→ Code that builds pages
────────────────────
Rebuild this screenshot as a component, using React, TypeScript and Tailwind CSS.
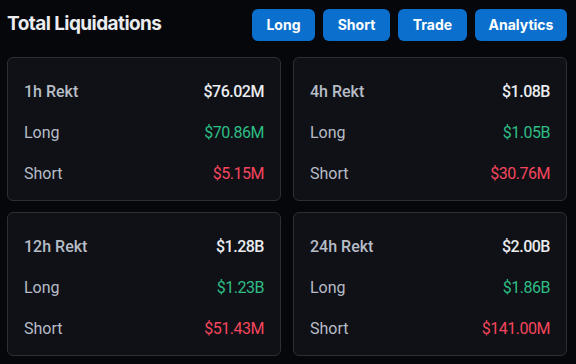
const stats = [
  { period: "1h", total: "$76.02M", long: "$70.86M", short: "$5.15M" },
  { period: "4h", total: "$1.08B", long: "$1.05B", short: "$30.76M" },
  { period: "12h", total: "$1.28B", long: "$1.23B", short: "$51.43M" },
  { period: "24h", total: "$2.00B", long: "$1.86B", short: "$141.00M" },
];

const buttons = [
  { label: "Long", width: "w-[63px]" },
  { label: "Short", width: "w-[67px]" },
  { label: "Trade", width: "w-[69px]" },
  { label: "Analytics", width: "w-[92px]" },
];

const StatCard = ({ period, total, long, short }: (typeof stats)[number]) => (
  <div className="flex h-[144px] flex-col rounded-md border border-[#2b2f36] bg-[#0f1117] pl-[16px] pr-[16px] pt-[13px]">
    <div className="flex h-[41px] items-center justify-between">
      <span className="font-medium text-[#b7bdc6]">{period} Rekt</span>
      <span className="font-medium tracking-[-0.03em] text-[#eaecef]">{total}</span>
    </div>
    <div className="flex h-[41px] items-center justify-between">
      <span className="text-[#b7bdc6]">Long</span>
      <span className="tracking-[-0.03em] text-[#2ebd85]">{long}</span>
    </div>
    <div className="flex h-[41px] items-center justify-between">
      <span className="text-[#b7bdc6]">Short</span>
      <span className="tracking-[-0.03em] text-[#f6465d]">{short}</span>
    </div>
  </div>
);

export default function App() {
  return (
    <div
      className="h-[364px] w-[576px] bg-[#06070b] pl-[7px] pr-[9px] text-[16px]"
      style={{ fontFamily: "Roboto, 'Noto Sans', sans-serif" }}
    >
      <div className="flex h-[50px] items-center justify-between pb-[1px]">
        <h1
          className="text-[19px] font-bold tracking-[-0.03em] text-[#eaecef]"
          style={{ fontFamily: "Inter, sans-serif" }}
        >
          Total Liquidations
        </h1>
        <div className="flex gap-[8px]">
          {buttons.map((b) => (
            <button
              key={b.label}
              className={`${b.width} h-[32px] rounded-md bg-[#0b6fcd] text-[14px] font-bold text-white`}
              style={{ fontFamily: "Inter, sans-serif" }}
            >
              {b.label}
            </button>
          ))}
        </div>
      </div>
      <div className="mt-[7px] grid grid-cols-2 gap-x-[12px] gap-y-[11px]">
        {stats.map((s) => (
          <StatCard key={s.period} {...s} />
        ))}
      </div>
    </div>
  );
}
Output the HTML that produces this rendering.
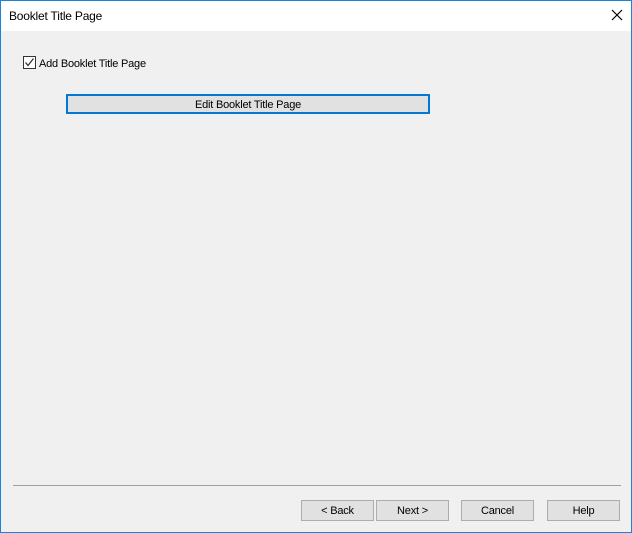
<!DOCTYPE html>
<html><head><style>
body{margin:0;width:632px;height:533px;overflow:hidden;font-family:"Liberation Sans",sans-serif;font-size:11px;color:#000;letter-spacing:-0.2px}
.win{position:absolute;left:0;top:0;width:630px;height:531px;border:1px solid #1883d7;background:#f0f0f0}
.title{position:absolute;left:0;top:0;width:630px;height:30px;background:#fff;font-size:12px}
.title span{position:absolute;left:8px;top:8px}
.x{position:absolute;left:608px;top:6px;width:16px;height:16px}
.cb{position:absolute;left:22px;top:55px;width:11px;height:11px;border:1px solid #333;background:#fff}
.lbl{position:absolute;left:38px;top:57px}
.btn{position:absolute;height:19px;background:#e1e1e1;border:1px solid #adadad;text-align:center;line-height:21px;box-sizing:content-box}
.sep{position:absolute;left:12px;top:484px;width:608px;height:1px;background:#a0a0a0}
</style></head><body>
<div class="win">
<div class="title"><span>Booklet Title Page</span>
<svg class="x" viewBox="0 0 16 16"><path d="M3 3L13 13M13 3L3 13" stroke="#000" stroke-width="1.2"/></svg></div>
<div class="cb"><svg width="11" height="11" viewBox="0 0 11 11"><path d="M1.5 5.5L4 8.5L9.5 1.5" stroke="#333" stroke-width="1.3" fill="none"/></svg></div>
<div class="lbl">Add Booklet Title Page</div>
<div class="btn" style="left:65px;top:93px;width:360px;height:16px;line-height:18px;border:2px solid #0078d7">Edit Booklet Title Page</div>
<div class="sep"></div>
<div class="btn" style="left:300px;top:499px;width:71px">&lt; Back</div>
<div class="btn" style="left:375px;top:499px;width:71px">Next &gt;</div>
<div class="btn" style="left:460px;top:499px;width:71px">Cancel</div>
<div class="btn" style="left:546px;top:499px;width:71px">Help</div>
</div>
</body></html>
────────────────────
→ WHAT IS REQUIRED
Reproduce the material in full, word for word, and omit the pictures.

→ WORKED SOLUTION
Rebuild this screenshot as a component, using React, TypeScript and Tailwind CSS.
const stats = [
  { period: "1h", total: "$76.02M", long: "$70.86M", short: "$5.15M" },
  { period: "4h", total: "$1.08B", long: "$1.05B", short: "$30.76M" },
  { period: "12h", total: "$1.28B", long: "$1.23B", short: "$51.43M" },
  { period: "24h", total: "$2.00B", long: "$1.86B", short: "$141.00M" },
];

const buttons = [
  { label: "Long", width: "w-[63px]" },
  { label: "Short", width: "w-[67px]" },
  { label: "Trade", width: "w-[69px]" },
  { label: "Analytics", width: "w-[92px]" },
];

const StatCard = ({ period, total, long, short }: (typeof stats)[number]) => (
  <div className="flex h-[144px] flex-col rounded-md border border-[#2b2f36] bg-[#0f1117] pl-[16px] pr-[16px] pt-[13px]">
    <div className="flex h-[41px] items-center justify-between">
      <span className="font-medium text-[#b7bdc6]">{period} Rekt</span>
      <span className="font-medium tracking-[-0.03em] text-[#eaecef]">{total}</span>
    </div>
    <div className="flex h-[41px] items-center justify-between">
      <span className="text-[#b7bdc6]">Long</span>
      <span className="tracking-[-0.03em] text-[#2ebd85]">{long}</span>
    </div>
    <div className="flex h-[41px] items-center justify-between">
      <span className="text-[#b7bdc6]">Short</span>
      <span className="tracking-[-0.03em] text-[#f6465d]">{short}</span>
    </div>
  </div>
);

export default function App() {
  return (
    <div
      className="h-[364px] w-[576px] bg-[#06070b] pl-[7px] pr-[9px] text-[16px]"
      style={{ fontFamily: "Roboto, 'Noto Sans', sans-serif" }}
    >
      <div className="flex h-[50px] items-center justify-between pb-[1px]">
        <h1
          className="text-[19px] font-bold tracking-[-0.03em] text-[#eaecef]"
          style={{ fontFamily: "Inter, sans-serif" }}
        >
          Total Liquidations
        </h1>
        <div className="flex gap-[8px]">
          {buttons.map((b) => (
            <button
              key={b.label}
              className={`${b.width} h-[32px] rounded-md bg-[#0b6fcd] text-[14px] font-bold text-white`}
              style={{ fontFamily: "Inter, sans-serif" }}
            >
              {b.label}
            </button>
          ))}
        </div>
      </div>
      <div className="mt-[7px] grid grid-cols-2 gap-x-[12px] gap-y-[11px]">
        {stats.map((s) => (
          <StatCard key={s.period} {...s} />
        ))}
      </div>
    </div>
  );
}
Output the HTML that produces this rendering.
<!DOCTYPE html>
<html><head><style>
body{margin:0;width:632px;height:533px;overflow:hidden;font-family:"Liberation Sans",sans-serif;font-size:11px;color:#000;letter-spacing:-0.2px}
.win{position:absolute;left:0;top:0;width:630px;height:531px;border:1px solid #1883d7;background:#f0f0f0}
.title{position:absolute;left:0;top:0;width:630px;height:30px;background:#fff;font-size:12px}
.title span{position:absolute;left:8px;top:8px}
.x{position:absolute;left:608px;top:6px;width:16px;height:16px}
.cb{position:absolute;left:22px;top:55px;width:11px;height:11px;border:1px solid #333;background:#fff}
.lbl{position:absolute;left:38px;top:57px}
.btn{position:absolute;height:19px;background:#e1e1e1;border:1px solid #adadad;text-align:center;line-height:21px;box-sizing:content-box}
.sep{position:absolute;left:12px;top:484px;width:608px;height:1px;background:#a0a0a0}
</style></head><body>
<div class="win">
<div class="title"><span>Booklet Title Page</span>
<svg class="x" viewBox="0 0 16 16"><path d="M3 3L13 13M13 3L3 13" stroke="#000" stroke-width="1.2"/></svg></div>
<div class="cb"><svg width="11" height="11" viewBox="0 0 11 11"><path d="M1.5 5.5L4 8.5L9.5 1.5" stroke="#333" stroke-width="1.3" fill="none"/></svg></div>
<div class="lbl">Add Booklet Title Page</div>
<div class="btn" style="left:65px;top:93px;width:360px;height:16px;line-height:18px;border:2px solid #0078d7">Edit Booklet Title Page</div>
<div class="sep"></div>
<div class="btn" style="left:300px;top:499px;width:71px">&lt; Back</div>
<div class="btn" style="left:375px;top:499px;width:71px">Next &gt;</div>
<div class="btn" style="left:460px;top:499px;width:71px">Cancel</div>
<div class="btn" style="left:546px;top:499px;width:71px">Help</div>
</div>
</body></html>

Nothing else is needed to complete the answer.